**Work to do:** From the listing below, restate word for word the lines from the line containing "Write a component" down through the line containing "const vy = (v) => Y0 - v * 1.85;". Exclude pictures.

**Given entries:**

===============

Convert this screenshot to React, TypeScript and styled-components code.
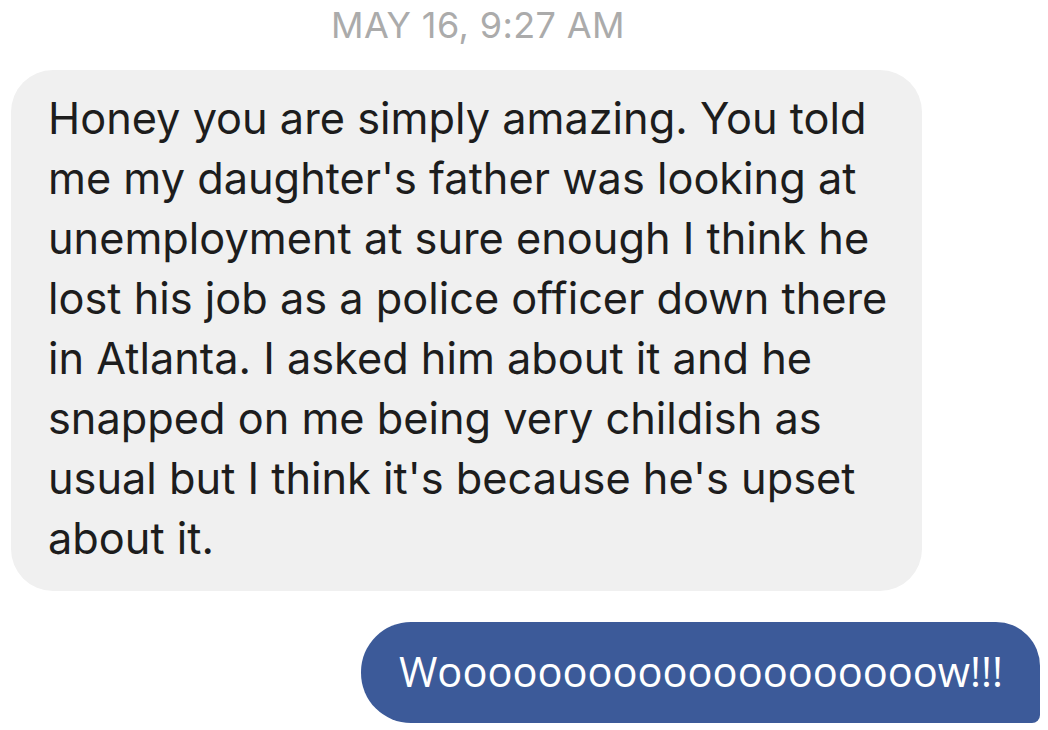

===============

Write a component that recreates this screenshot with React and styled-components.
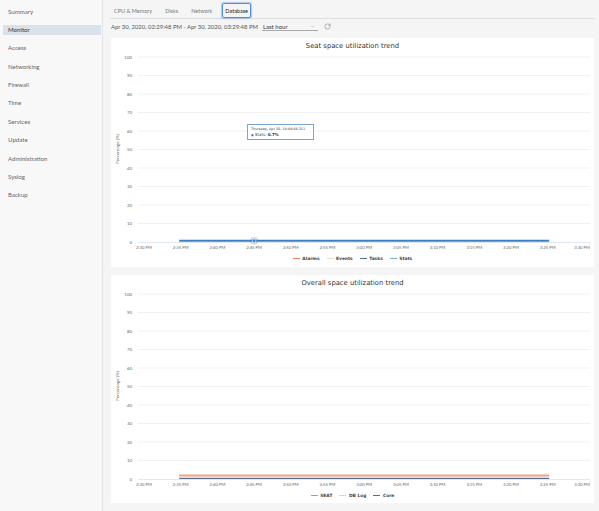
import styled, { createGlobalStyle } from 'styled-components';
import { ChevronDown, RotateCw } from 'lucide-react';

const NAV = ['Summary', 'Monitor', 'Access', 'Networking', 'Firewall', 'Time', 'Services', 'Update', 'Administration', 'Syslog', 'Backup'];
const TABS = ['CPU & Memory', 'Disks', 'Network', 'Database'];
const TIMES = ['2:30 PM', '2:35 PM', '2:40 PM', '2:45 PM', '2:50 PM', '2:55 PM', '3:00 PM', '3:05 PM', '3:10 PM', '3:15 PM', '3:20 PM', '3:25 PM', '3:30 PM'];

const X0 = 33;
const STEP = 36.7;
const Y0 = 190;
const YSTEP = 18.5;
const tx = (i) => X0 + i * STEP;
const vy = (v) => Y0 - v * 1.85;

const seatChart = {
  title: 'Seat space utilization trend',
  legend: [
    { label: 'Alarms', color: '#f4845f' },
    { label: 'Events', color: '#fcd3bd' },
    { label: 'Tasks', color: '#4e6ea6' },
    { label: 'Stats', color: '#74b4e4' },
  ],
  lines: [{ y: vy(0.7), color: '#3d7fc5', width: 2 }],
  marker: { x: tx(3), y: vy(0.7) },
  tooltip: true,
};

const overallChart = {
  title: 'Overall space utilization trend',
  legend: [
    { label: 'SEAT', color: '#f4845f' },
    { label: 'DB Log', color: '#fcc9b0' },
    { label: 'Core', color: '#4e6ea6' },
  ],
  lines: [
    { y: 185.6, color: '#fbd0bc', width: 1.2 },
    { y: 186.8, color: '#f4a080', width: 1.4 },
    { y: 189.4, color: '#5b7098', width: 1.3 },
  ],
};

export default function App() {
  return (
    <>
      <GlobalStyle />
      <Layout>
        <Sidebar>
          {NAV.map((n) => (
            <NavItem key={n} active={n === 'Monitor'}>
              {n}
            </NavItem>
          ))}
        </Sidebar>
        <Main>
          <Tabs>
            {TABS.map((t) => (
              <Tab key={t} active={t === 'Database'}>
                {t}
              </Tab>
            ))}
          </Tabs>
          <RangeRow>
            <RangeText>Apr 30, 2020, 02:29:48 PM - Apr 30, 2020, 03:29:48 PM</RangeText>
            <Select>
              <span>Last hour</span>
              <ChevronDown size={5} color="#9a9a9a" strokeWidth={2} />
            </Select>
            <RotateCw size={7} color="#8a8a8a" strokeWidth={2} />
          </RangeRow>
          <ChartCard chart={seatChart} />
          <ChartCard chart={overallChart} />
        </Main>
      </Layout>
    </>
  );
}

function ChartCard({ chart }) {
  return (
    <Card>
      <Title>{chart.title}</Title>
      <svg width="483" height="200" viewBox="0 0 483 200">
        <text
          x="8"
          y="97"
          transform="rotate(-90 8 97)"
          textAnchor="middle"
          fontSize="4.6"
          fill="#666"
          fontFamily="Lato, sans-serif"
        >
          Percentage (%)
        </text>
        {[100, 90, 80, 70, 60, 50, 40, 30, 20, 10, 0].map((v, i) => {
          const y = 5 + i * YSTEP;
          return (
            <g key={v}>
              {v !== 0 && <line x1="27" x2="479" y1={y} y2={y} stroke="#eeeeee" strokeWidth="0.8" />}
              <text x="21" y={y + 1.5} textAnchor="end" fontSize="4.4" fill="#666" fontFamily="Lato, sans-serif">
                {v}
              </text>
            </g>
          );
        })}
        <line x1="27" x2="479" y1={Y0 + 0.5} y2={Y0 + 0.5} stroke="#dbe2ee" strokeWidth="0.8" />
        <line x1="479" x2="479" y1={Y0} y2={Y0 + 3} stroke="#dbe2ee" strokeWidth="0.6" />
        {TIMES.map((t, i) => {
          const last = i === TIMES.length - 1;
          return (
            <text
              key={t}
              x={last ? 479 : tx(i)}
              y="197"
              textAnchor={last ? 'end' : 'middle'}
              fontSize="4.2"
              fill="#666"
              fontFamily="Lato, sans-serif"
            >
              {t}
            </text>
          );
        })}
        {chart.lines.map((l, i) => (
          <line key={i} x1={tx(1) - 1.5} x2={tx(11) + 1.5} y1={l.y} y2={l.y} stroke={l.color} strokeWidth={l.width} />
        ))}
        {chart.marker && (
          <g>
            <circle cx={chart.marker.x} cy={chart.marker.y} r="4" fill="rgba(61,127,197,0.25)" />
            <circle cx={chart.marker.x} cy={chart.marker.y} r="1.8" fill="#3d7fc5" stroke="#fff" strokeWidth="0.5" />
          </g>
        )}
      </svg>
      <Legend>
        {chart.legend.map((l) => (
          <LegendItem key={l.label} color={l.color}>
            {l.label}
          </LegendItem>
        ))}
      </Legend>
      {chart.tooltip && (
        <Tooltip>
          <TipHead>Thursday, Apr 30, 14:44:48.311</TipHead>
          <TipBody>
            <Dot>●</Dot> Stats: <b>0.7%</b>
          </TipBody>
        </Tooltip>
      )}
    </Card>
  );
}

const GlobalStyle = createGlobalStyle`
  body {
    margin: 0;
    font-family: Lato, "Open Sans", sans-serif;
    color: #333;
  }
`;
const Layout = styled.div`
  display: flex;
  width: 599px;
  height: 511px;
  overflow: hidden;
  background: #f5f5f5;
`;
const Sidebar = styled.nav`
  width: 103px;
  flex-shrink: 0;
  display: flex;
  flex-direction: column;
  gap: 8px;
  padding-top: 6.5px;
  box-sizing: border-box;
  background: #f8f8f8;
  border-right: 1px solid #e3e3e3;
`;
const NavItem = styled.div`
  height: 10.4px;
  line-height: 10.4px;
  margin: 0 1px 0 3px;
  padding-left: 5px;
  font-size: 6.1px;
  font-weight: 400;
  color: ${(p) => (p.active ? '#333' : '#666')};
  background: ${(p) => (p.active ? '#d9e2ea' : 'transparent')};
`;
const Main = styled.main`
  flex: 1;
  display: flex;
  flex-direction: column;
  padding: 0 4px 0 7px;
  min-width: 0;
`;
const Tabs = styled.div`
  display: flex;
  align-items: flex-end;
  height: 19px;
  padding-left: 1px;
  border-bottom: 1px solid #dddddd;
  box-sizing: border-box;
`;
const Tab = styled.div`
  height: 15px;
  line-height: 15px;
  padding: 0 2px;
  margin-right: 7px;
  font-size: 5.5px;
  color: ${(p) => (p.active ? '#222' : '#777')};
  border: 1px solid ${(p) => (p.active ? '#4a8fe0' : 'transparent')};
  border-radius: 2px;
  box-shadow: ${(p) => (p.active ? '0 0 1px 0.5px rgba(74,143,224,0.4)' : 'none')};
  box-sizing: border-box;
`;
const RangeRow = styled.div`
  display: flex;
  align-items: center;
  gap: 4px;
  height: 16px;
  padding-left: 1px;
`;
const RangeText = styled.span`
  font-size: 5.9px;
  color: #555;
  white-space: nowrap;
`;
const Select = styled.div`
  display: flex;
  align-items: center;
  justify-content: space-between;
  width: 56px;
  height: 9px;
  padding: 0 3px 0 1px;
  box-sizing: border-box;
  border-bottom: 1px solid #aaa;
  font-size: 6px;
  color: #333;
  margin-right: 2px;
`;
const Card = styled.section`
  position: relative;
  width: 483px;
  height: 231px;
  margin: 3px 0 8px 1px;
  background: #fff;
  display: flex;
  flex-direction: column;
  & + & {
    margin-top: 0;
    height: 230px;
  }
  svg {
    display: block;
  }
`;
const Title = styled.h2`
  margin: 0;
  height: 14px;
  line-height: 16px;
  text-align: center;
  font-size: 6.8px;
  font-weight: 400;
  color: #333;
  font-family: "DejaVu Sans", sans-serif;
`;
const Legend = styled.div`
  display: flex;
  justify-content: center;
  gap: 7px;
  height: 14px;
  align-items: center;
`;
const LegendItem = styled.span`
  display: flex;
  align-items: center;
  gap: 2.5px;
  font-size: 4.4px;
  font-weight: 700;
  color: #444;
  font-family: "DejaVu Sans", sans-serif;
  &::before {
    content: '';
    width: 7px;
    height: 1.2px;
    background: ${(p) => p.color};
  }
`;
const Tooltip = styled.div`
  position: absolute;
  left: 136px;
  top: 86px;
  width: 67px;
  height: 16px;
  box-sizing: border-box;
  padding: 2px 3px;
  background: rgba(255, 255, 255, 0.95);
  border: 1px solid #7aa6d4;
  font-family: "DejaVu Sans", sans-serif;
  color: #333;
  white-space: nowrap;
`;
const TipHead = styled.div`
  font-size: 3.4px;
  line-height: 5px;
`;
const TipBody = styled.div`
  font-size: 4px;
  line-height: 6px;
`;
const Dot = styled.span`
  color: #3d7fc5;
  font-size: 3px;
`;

===============

**Completed task:**
Write a component that recreates this screenshot with React and styled-components.
import styled, { createGlobalStyle } from 'styled-components';
import { ChevronDown, RotateCw } from 'lucide-react';

const NAV = ['Summary', 'Monitor', 'Access', 'Networking', 'Firewall', 'Time', 'Services', 'Update', 'Administration', 'Syslog', 'Backup'];
const TABS = ['CPU & Memory', 'Disks', 'Network', 'Database'];
const TIMES = ['2:30 PM', '2:35 PM', '2:40 PM', '2:45 PM', '2:50 PM', '2:55 PM', '3:00 PM', '3:05 PM', '3:10 PM', '3:15 PM', '3:20 PM', '3:25 PM', '3:30 PM'];

const X0 = 33;
const STEP = 36.7;
const Y0 = 190;
const YSTEP = 18.5;
const tx = (i) => X0 + i * STEP;
const vy = (v) => Y0 - v * 1.85;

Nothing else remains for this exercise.